--- start of INPUT ---

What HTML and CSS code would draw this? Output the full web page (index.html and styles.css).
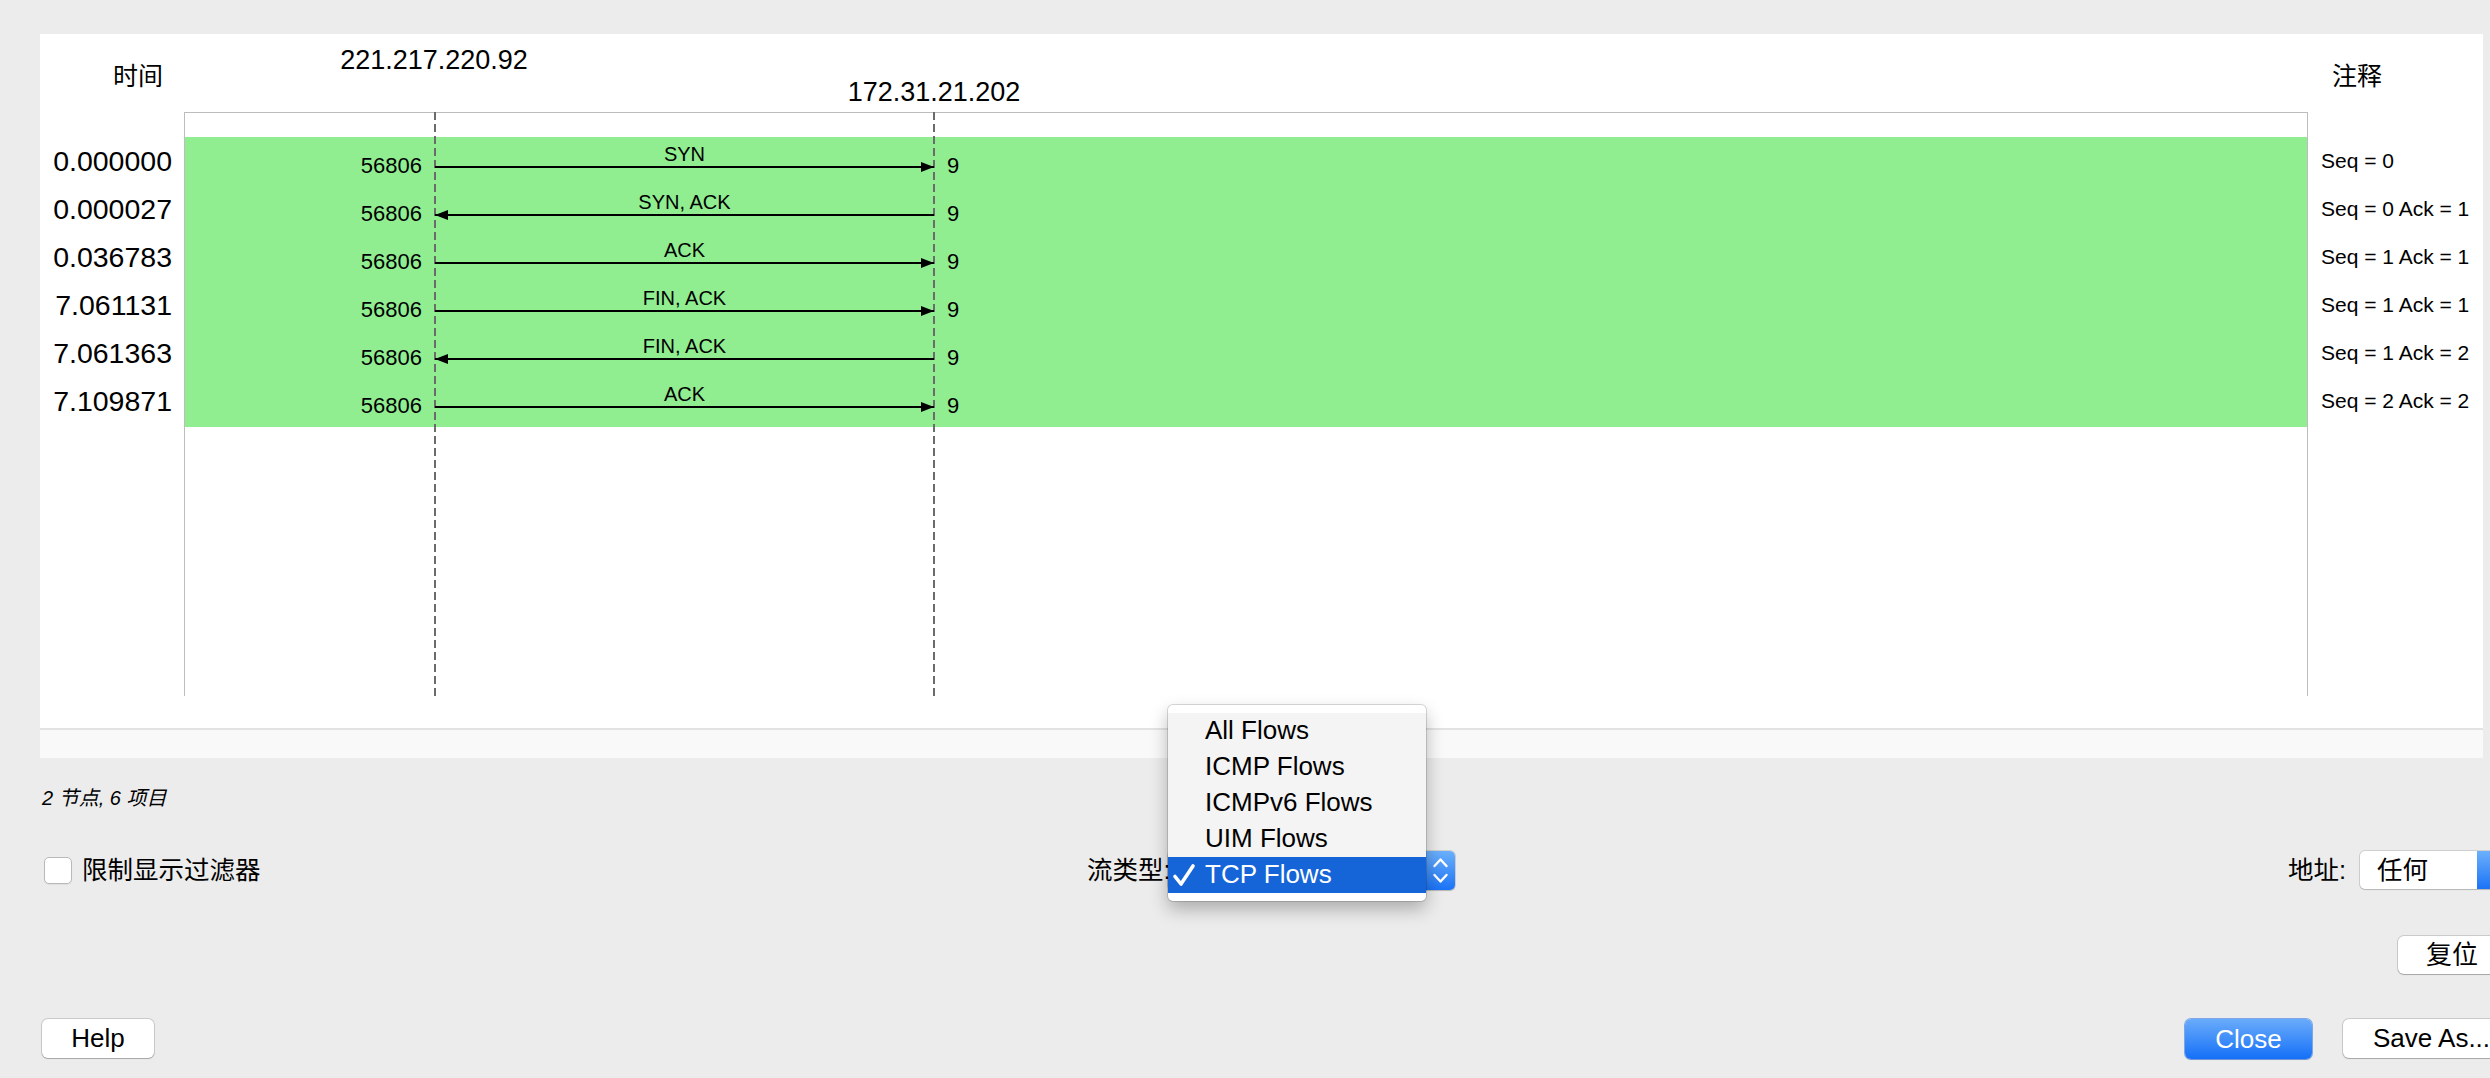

--- end of INPUT ---
--- start of INPUT ---

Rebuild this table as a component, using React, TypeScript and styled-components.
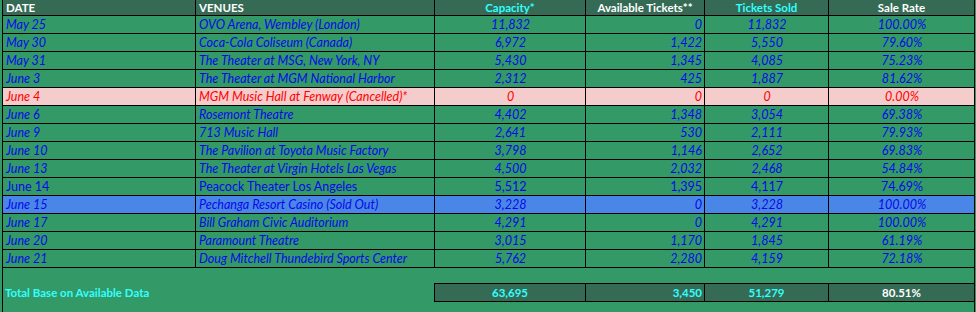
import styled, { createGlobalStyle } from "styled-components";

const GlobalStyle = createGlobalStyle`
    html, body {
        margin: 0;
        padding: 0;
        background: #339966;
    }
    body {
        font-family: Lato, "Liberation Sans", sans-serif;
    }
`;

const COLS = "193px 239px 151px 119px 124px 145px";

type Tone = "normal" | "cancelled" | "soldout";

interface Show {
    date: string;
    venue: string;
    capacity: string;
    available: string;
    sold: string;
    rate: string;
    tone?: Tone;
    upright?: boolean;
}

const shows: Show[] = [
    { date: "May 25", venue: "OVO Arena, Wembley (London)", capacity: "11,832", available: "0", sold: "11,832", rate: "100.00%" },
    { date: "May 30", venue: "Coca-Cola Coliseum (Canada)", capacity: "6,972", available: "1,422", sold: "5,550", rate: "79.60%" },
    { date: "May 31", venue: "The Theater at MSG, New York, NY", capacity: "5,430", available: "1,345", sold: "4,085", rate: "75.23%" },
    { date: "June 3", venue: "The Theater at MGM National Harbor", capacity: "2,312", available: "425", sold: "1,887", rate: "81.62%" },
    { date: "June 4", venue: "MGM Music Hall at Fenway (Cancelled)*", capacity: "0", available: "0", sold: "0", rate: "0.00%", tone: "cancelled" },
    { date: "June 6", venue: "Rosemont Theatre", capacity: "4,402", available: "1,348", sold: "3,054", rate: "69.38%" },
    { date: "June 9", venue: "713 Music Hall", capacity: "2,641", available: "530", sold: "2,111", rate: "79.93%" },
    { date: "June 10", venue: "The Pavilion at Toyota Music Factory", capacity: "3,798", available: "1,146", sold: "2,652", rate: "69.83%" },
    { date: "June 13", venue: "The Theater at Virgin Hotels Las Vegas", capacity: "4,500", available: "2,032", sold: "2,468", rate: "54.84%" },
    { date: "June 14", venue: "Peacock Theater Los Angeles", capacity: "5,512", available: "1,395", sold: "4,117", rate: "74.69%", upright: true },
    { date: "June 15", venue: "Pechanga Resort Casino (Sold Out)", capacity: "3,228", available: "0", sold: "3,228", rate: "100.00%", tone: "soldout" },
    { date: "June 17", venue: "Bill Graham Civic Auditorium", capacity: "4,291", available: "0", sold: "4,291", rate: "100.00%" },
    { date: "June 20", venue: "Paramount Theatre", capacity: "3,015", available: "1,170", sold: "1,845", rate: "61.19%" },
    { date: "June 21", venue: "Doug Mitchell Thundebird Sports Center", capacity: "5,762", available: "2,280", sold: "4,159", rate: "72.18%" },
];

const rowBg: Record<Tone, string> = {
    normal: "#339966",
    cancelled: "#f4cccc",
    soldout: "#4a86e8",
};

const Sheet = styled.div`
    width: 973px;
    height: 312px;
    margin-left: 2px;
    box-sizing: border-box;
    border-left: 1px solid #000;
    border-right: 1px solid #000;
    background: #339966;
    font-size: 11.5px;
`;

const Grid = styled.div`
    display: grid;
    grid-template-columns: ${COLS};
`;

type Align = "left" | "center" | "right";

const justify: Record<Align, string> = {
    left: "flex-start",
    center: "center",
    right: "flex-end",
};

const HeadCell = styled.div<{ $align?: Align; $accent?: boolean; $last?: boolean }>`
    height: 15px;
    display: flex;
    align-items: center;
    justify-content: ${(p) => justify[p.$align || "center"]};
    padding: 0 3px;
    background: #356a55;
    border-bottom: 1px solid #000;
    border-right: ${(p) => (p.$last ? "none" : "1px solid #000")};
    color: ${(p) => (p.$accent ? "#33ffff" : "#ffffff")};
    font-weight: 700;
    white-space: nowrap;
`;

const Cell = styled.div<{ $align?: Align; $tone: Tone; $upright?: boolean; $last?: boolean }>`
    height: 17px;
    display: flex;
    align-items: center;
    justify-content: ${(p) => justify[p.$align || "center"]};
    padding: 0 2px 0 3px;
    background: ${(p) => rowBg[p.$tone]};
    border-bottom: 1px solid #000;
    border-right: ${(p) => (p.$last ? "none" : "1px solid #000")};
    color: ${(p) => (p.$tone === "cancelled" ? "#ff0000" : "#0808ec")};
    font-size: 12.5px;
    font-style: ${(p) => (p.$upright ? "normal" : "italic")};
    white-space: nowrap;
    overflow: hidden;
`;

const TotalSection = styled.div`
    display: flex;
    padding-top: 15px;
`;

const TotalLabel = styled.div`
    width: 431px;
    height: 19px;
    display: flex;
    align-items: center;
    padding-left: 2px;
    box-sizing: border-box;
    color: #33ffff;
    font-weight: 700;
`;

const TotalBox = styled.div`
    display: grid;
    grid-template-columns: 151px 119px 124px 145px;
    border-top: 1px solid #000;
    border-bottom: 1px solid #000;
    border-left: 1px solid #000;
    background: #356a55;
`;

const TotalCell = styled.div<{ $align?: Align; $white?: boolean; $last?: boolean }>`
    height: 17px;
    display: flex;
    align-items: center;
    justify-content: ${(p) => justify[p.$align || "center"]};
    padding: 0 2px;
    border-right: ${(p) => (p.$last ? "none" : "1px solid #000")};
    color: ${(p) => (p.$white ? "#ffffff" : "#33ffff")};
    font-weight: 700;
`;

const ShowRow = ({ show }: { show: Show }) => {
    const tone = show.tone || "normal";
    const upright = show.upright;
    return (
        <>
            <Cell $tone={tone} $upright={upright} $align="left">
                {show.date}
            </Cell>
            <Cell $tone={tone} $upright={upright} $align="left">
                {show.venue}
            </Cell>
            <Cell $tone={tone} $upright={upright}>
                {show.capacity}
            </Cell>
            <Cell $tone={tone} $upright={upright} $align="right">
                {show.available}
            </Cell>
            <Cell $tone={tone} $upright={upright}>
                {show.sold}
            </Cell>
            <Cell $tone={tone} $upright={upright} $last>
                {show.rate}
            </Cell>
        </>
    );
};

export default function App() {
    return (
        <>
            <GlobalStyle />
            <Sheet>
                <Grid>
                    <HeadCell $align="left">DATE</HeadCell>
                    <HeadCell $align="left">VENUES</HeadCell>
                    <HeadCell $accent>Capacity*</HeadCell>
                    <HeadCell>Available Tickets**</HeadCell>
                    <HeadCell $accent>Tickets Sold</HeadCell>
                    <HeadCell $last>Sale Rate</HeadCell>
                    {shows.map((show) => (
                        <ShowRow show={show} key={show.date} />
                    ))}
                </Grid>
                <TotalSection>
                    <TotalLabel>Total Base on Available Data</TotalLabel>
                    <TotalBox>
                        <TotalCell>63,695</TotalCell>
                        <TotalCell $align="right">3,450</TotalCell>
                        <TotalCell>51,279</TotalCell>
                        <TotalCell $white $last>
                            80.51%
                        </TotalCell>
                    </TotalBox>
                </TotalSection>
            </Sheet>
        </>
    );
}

--- end of INPUT ---

— THE TASK —
From the listing above, find the number of lines with the word "components" in them. Answer with the number only.

— SOLUTION —
2